Accessibility
I’ve been interested in accessibility long before I knew that UX was a field. When I was seven years old, my father, an electrical engineer, asked me for help hooking up the component cables to the television. Why would a tech-savvy electrical engineer need the help of a seven year old hooking up some cables to a tv? Well, he’s red-green colorblind. It was at that moment that I became aware of the ways in which the world has arbitrarily and carelessly excluded certain groups from using products that should be widely usable. I would pay attention to how video games would handle colorblind or high-contrast modes. I found that accessibility settings would help me continue to use technology when I got headaches. I became fascinated with innovations like the Xbox Adaptive Controller.
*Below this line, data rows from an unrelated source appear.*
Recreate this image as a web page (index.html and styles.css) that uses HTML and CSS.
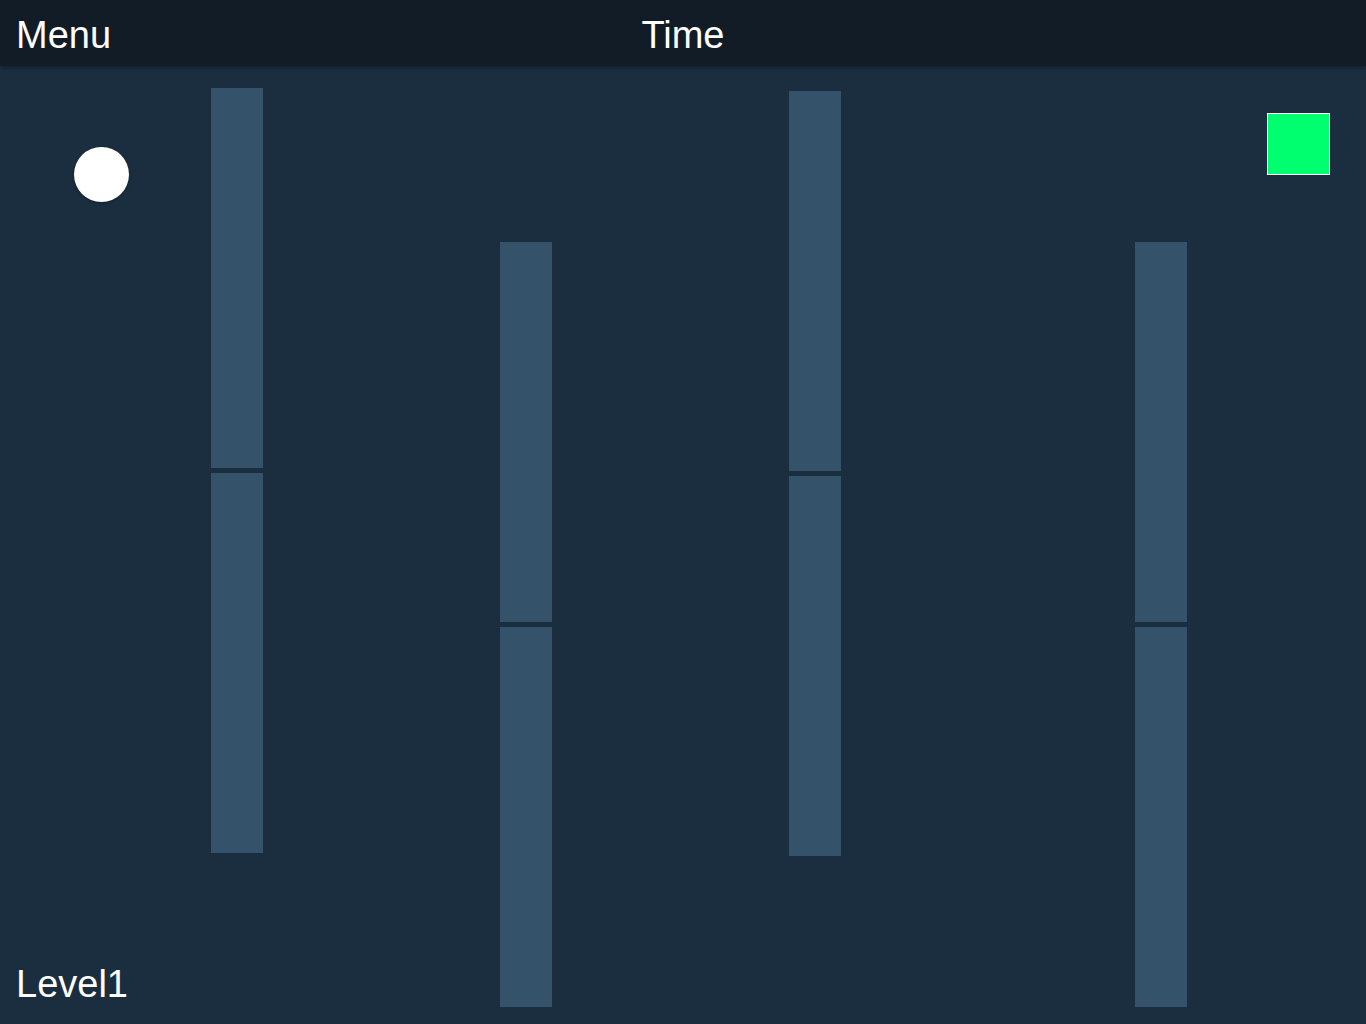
FILE: index.html
```html
<!DOCTYPE html>
<html>
<head>
<meta charset="utf-8">
<title>Game</title>
<link rel="stylesheet" href="styles.css">
</head>
<body>
<div class="app">
  <header class="topbar">
    <div class="menu">Menu</div>
    <div class="time">Time</div>
    <div class="spacer"></div>
  </header>
  <main class="field">
    <div class="ball"></div>
    <div class="goal"></div>
    <div class="wall w1"><div class="seg"></div><div class="seg"></div></div>
    <div class="wall w2"><div class="seg"></div><div class="seg"></div></div>
    <div class="wall w3"><div class="seg"></div><div class="seg"></div></div>
    <div class="wall w4"><div class="seg"></div><div class="seg"></div></div>
    <div class="level">Level1</div>
  </main>
</div>
</body>
</html>
```

FILE: styles.css
```css
html, body {
  margin: 0;
  padding: 0;
  width: 1366px;
  height: 1024px;
  overflow: hidden;
  background: #1b2e40;
  font-family: "Liberation Sans", Arial, sans-serif;
  color: #ffffff;
}
.app {
  display: flex;
  flex-direction: column;
  height: 1024px;
}
.topbar {
  height: 66px;
  flex: 0 0 66px;
  box-sizing: border-box;
  background: #111c27;
  display: grid;
  grid-template-columns: 1fr auto 1fr;
  align-items: center;
  padding: 3px 16px 0 16px;
  font-size: 38px;
  line-height: 44px;
  box-shadow: 0 2px 4px rgba(0, 0, 0, 0.3);
  position: relative;
  z-index: 2;
}
.menu { justify-self: start; }
.time { justify-self: center; }
.field {
  position: relative;
  flex: 1;
}
.ball {
  position: absolute;
  left: 74px;
  top: 81px;
  width: 55px;
  height: 55px;
  border-radius: 50%;
  background: #ffffff;
  box-shadow: 0 1px 3px rgba(0, 0, 0, 0.35);
}
.goal {
  position: absolute;
  left: 1267px;
  top: 47px;
  width: 61px;
  height: 60px;
  background: #00ff6e;
  border: 1px solid #ffffff;
}
.wall {
  position: absolute;
  width: 52px;
  display: flex;
  flex-direction: column;
  gap: 5px;
}
.seg {
  height: 380px;
  background: #34536a;
}
.w1 { left: 211px; top: 22px; }
.w2 { left: 500px; top: 176px; }
.w3 { left: 789px; top: 25px; }
.w4 { left: 1135px; top: 176px; }
.level {
  position: absolute;
  left: 16px;
  bottom: 18px;
  font-size: 38px;
  line-height: 44px;
}
```
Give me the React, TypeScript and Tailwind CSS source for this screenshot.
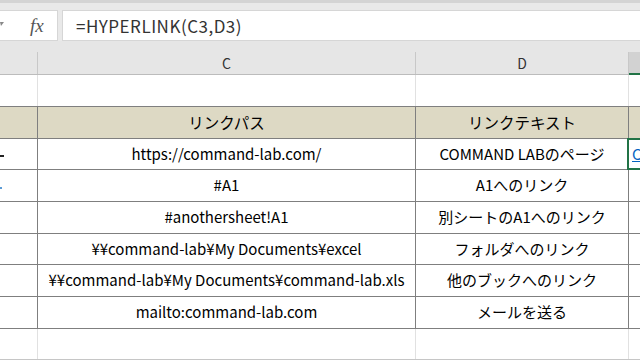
import React from "react";

const jp = "font-['Noto_Sans_CJK_JP',sans-serif]";

const rows = [
  { c: "https://command-lab.com/", d: "COMMAND LABのページ", h: "h-[31px]", mark: "dash", sel: true },
  { c: "#A1", d: "A1へのリンク", h: "h-[32px]", mark: "blue" },
  { c: "#anothersheet!A1", d: "別シートのA1へのリンク", h: "h-[32px]" },
  { c: "¥¥command-lab¥My Documents¥excel", d: "フォルダへのリンク", h: "h-[31px]" },
  { c: "¥¥command-lab¥My Documents¥command-lab.xls", d: "他のブックへのリンク", h: "h-[32px]" },
  { c: "mailto:command-lab.com", d: "メールを送る", h: "h-[32px]" },
];

export default function App() {
  return (
    <div className={`w-[640px] h-[360px] overflow-hidden bg-white ${jp} text-black`}>
      <div className="h-[3px] bg-[#d4d4d4]" />
      {/* formula bar */}
      <div className="h-[38px] bg-[#e9e9e9] flex items-start pt-[7px]">
        <div className="w-[58px] h-[31px] bg-white border border-l-0 border-[#d6d6d6] flex items-center">
          <svg width="4" height="6" viewBox="0 0 4 6" className="mt-[-4px]">
            <path d="M0 1 L4 1 L1 5 Z" fill="#888" />
          </svg>
          <span className="ml-[26px] font-['Liberation_Serif',serif] italic text-[19px] text-[#555] leading-none">
            fx
          </span>
        </div>
        <div className="ml-[4px] flex-1 h-[31px] bg-white border border-r-0 border-[#d6d6d6] flex items-center pl-[13px]">
          <span className="text-[17px] text-[#333] tracking-[0.5px]">=HYPERLINK(C3,D3)</span>
        </div>
      </div>
      <div className="h-[11px] bg-[#e6e6e6]" />
      {/* column headers */}
      <div className="flex h-[23px] bg-[#e6e6e6] border-b border-[#bcbcbc] text-[14px] text-[#333]">
        <div className="w-[38px] border-r border-[#c8c8c8]" />
        <div className="w-[378px] border-r border-[#c8c8c8] flex items-center justify-center">C</div>
        <div className="w-[213px] border-r border-[#c8c8c8] flex items-center justify-center">D</div>
        <div className="flex-1 min-w-0 bg-[#d2d2d2] border-b-2 border-[#217346] -mb-px" />
      </div>
      {/* row above table */}
      <div className="flex h-[32px] border-b border-[#7f7f7f]">
        <div className="w-[38px] border-r border-[#e1e1e1]" />
        <div className="w-[378px] border-r border-[#e1e1e1]" />
        <div className="w-[213px] border-r border-[#e1e1e1]" />
        <div className="flex-1 min-w-0" />
      </div>
      {/* table header */}
      <div className="flex h-[32px] bg-[#ddd9c4] border-b border-[#7f7f7f] text-[15.5px]">
        <div className="w-[38px] border-r border-[#7f7f7f]" />
        <div className="w-[378px] border-r border-[#7f7f7f] flex items-center justify-center">リンクパス</div>
        <div className="w-[213px] border-r border-[#7f7f7f] flex items-center justify-center">リンクテキスト</div>
        <div className="flex-1 min-w-0" />
      </div>
      {rows.map((r, i) => (
        <div key={i} className={`flex ${r.h} border-b border-[#7f7f7f] text-[15px]`}>
          <div className="w-[38px] shrink-0 border-r border-[#7f7f7f] flex items-center">
            {r.mark === "dash" && <span className="w-[4px] h-[2px] bg-[#222] mt-[4px]" />}
            {r.mark === "blue" && <span className="w-[2px] h-[2px] bg-[#5b9bd5] mt-[4px]" />}
          </div>
          <div className="w-[378px] shrink-0 border-r border-[#7f7f7f] flex items-center justify-center whitespace-nowrap">
            {r.c}
          </div>
          <div className="w-[213px] shrink-0 border-r border-[#7f7f7f] flex items-center justify-center whitespace-nowrap">
            {r.d}
          </div>
          <div className="flex-1 min-w-0 relative">
            {r.sel && (
              <>
                <div className="absolute -top-px -left-[2px] -bottom-px right-0 border-2 border-r-0 border-[#217346]" />
                <div className="h-full flex items-center pl-[3px] overflow-hidden">
                  <span className="text-[#0563c1] underline whitespace-nowrap">C</span>
                </div>
              </>
            )}
          </div>
        </div>
      ))}
      {/* empty row below */}
      <div className="flex h-[31px] border-b border-[#c6c6c6]">
        <div className="w-[38px] border-r border-[#e1e1e1]" />
        <div className="w-[378px] border-r border-[#e1e1e1]" />
        <div className="w-[213px] border-r border-[#e1e1e1]" />
        <div className="flex-1 min-w-0" />
      </div>
    </div>
  );
}
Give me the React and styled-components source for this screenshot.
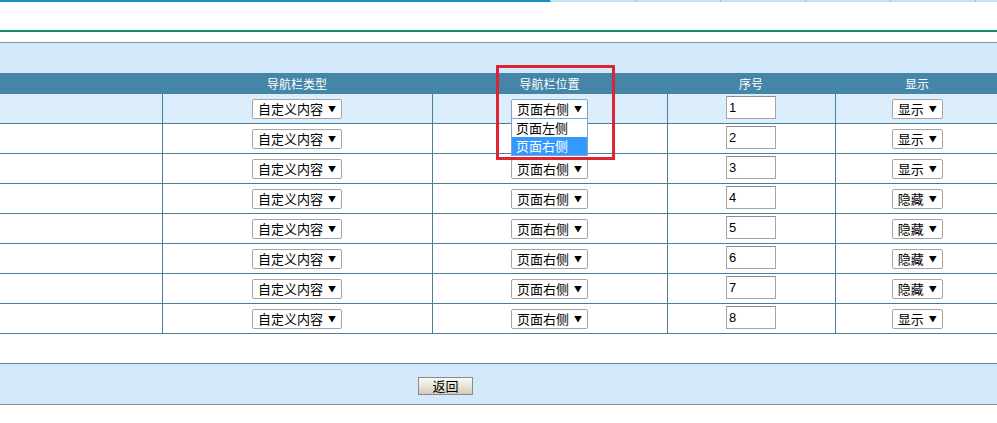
import styled, { createGlobalStyle } from "styled-components";

const GlobalStyle = createGlobalStyle`
  body {
    margin: 0;
    background: #fff;
    font-family: "Noto Sans CJK SC", "Liberation Sans", sans-serif;
    font-size: 13px;
    color: #000;
  }
`;

const rows = [
  { pos: "页面右侧", order: "1", show: "显示" },
  { pos: "页面右侧", order: "2", show: "显示" },
  { pos: "页面右侧", order: "3", show: "显示" },
  { pos: "页面右侧", order: "4", show: "隐藏" },
  { pos: "页面右侧", order: "5", show: "隐藏" },
  { pos: "页面右侧", order: "6", show: "隐藏" },
  { pos: "页面右侧", order: "7", show: "隐藏" },
  { pos: "页面右侧", order: "8", show: "显示" },
];

const Page = styled.div`
  width: 997px;
  overflow: hidden;
`;

const TopStrip = styled.div`
  display: flex;
  height: 2px;
`;

const ActiveStrip = styled.div`
  width: 550px;
  flex: none;
  background: #1591c8;
`;

const TabStrip = styled.div`
  width: 84px;
  flex: none;
  background: #bfe4f6;
  border-left: 1px solid #8cc6e2;
`;

const Masthead = styled.div`
  height: 28px;
  border-bottom: 2px solid #1b8a66;
`;

const Body = styled.div`
  margin-top: 10px;
  border-top: 1px solid #8a8f96;
`;

const Caption = styled.div`
  height: 30px;
  background: #d3e9fb;
`;

const Table = styled.table`
  border-collapse: collapse;
  table-layout: fixed;
  width: 999px;
`;

const HeadCell = styled.th`
  height: 21px;
  padding: 0;
  background: #4586a8;
  color: #fff;
  font-weight: normal;
  font-size: 12px;
  text-align: center;
  line-height: 21px;
`;

const Row = styled.tr`
  background: ${({ $hot }) => ($hot ? "#dcedfc" : "#fff")};
`;

const Cell = styled.td`
  position: relative;
  height: 29px;
  padding: 0;
  text-align: center;
  vertical-align: middle;
  border-bottom: 1px solid #4a7e96;
  border-left: ${({ $first }) => ($first ? "none" : "1px solid #4a7e96")};
`;

const SelectWrap = styled.span`
  position: relative;
  display: inline-block;
  vertical-align: middle;
  margin-top: -2px;
`;

const Select = styled.span`
  display: inline-flex;
  align-items: center;
  box-sizing: border-box;
  height: 20px;
  padding: 0 5px;
  gap: 5px;
  background: #fff;
  border: 1px solid ${({ $focus }) => ($focus ? "#7ea6d0" : "#a4a4a4")};
  border-radius: 2px;
  font-size: 13px;
  line-height: 18px;
  visibility: ${({ $covered }) => ($covered ? "hidden" : "visible")};
`;

const Arrow = styled.span`
  font-size: 8px;
  line-height: 1;
`;

const NumberBox = styled.span`
  display: inline-block;
  box-sizing: border-box;
  width: 50px;
  height: 23px;
  padding-left: 2px;
  text-align: left;
  background: #fff;
  border: 1px solid #a4a4a4;
  border-top-color: #8c8c8c;
  font-family: "Liberation Sans", Arial, sans-serif;
  font-size: 13px;
  line-height: 21px;
  vertical-align: middle;
  margin-top: -4px;
`;

const DropList = styled.div`
  position: absolute;
  left: 0;
  right: 0;
  top: 19px;
  z-index: 2;
  box-sizing: border-box;
  background: #fff;
  border: 1px solid #7ea6d0;
  text-align: left;
`;

const Option = styled.div`
  height: 18px;
  line-height: 18px;
  padding-left: 4px;
  font-size: 13px;
  white-space: nowrap;
  background: ${({ $active }) => ($active ? "#3399ff" : "#fff")};
  color: ${({ $active }) => ($active ? "#fff" : "#000")};
`;

const Highlight = styled.div`
  position: absolute;
  left: 63px;
  top: -29px;
  width: 119px;
  height: 95px;
  box-sizing: border-box;
  border: 3px solid #dc2432;
  z-index: 3;
  pointer-events: none;
`;

const Gap = styled.div`
  height: 29px;
`;

const Footer = styled.div`
  display: flex;
  align-items: center;
  height: 40px;
  padding-left: 418px;
  background: #d3e9fb;
  border-top: 1px solid #5a8aa0;
  border-bottom: 1px solid #8a8f96;
`;

const BackButton = styled.button`
  width: 55px;
  height: 18px;
  padding: 0;
  margin-top: 3px;
  border: 1px solid #8a8a8a;
  background: linear-gradient(#fbfaf6, #e4dfd3 60%, #d2cbbb);
  font-family: "Noto Sans CJK SC", sans-serif;
  font-size: 13px;
  line-height: 16px;
  color: #000;
`;

const Dropdown = ({ label, focus, covered, children }) => (
  <SelectWrap>
    <Select $focus={focus} $covered={covered}>
      {label}
      <Arrow>▼</Arrow>
    </Select>
    {children}
  </SelectWrap>
);

export default function App() {
  return (
    <Page>
      <GlobalStyle />
      <TopStrip>
        <ActiveStrip />
        {[0, 1, 2, 3, 4, 5].map((i) => (
          <TabStrip key={i} />
        ))}
      </TopStrip>
      <Masthead />
      <Body>
        <Caption />
        <Table>
          <colgroup>
            <col style={{ width: 162 }} />
            <col style={{ width: 270 }} />
            <col style={{ width: 235 }} />
            <col style={{ width: 168 }} />
            <col style={{ width: 164 }} />
          </colgroup>
          <thead>
            <tr>
              <HeadCell />
              <HeadCell>导航栏类型</HeadCell>
              <HeadCell>导航栏位置</HeadCell>
              <HeadCell>序号</HeadCell>
              <HeadCell>显示</HeadCell>
            </tr>
          </thead>
          <tbody>
            {rows.map((r, i) => (
              <Row key={r.order} $hot={i === 0}>
                <Cell $first />
                <Cell>
                  <Dropdown label="自定义内容" />
                </Cell>
                <Cell>
                  <Dropdown label={r.pos} focus={i === 0} covered={i === 1}>
                    {i === 0 && (
                      <DropList>
                        <Option>页面左侧</Option>
                        <Option $active>页面右侧</Option>
                      </DropList>
                    )}
                  </Dropdown>
                  {i === 0 && <Highlight />}
                </Cell>
                <Cell>
                  <NumberBox>{r.order}</NumberBox>
                </Cell>
                <Cell>
                  <Dropdown label={r.show} />
                </Cell>
              </Row>
            ))}
          </tbody>
        </Table>
        <Gap />
        <Footer>
          <BackButton>返回</BackButton>
        </Footer>
      </Body>
    </Page>
  );
}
When I started working in UX in 2013, that passion found its place nicely in my career.
Championing Accessibility from Day One
When I got to Edward Jones, the UX department had been around for a little while, but it had opportunities to grow in maturity. I was a member of the Accessibility Working Group at Edward Jones before they had a full team of dedicated specialists. I had a hand in getting buy-in from the company to create a full team with over a dozen accessibility specialists.
Collaborated on the founding Accessibility Working Group at Edward Jones before a formal team existed
Advocated for accessibility as a business imperative—secured funding and executive buy-in
Helped shape internal accessibility standards and workflows
Research & Discovery
Conduct inclusive user research, including participants with disabilities
Identify potential barriers early by reviewing personas and scenarios through an accessibility lens
Run accessibility audits on legacy systems to inform redesigns
Design with Inclusion in Mind
Design using WCAG 2.2 AA as a baseline, with a mobile-first and keyboard-first mindset
Create high-contrast, scalable, and flexible UI patterns
Ensure sufficient color contrast, logical heading structures, and clear focus states
Use semantic components and accessible variants in design systems (e.g., buttons vs. links, modals with ARIA labels)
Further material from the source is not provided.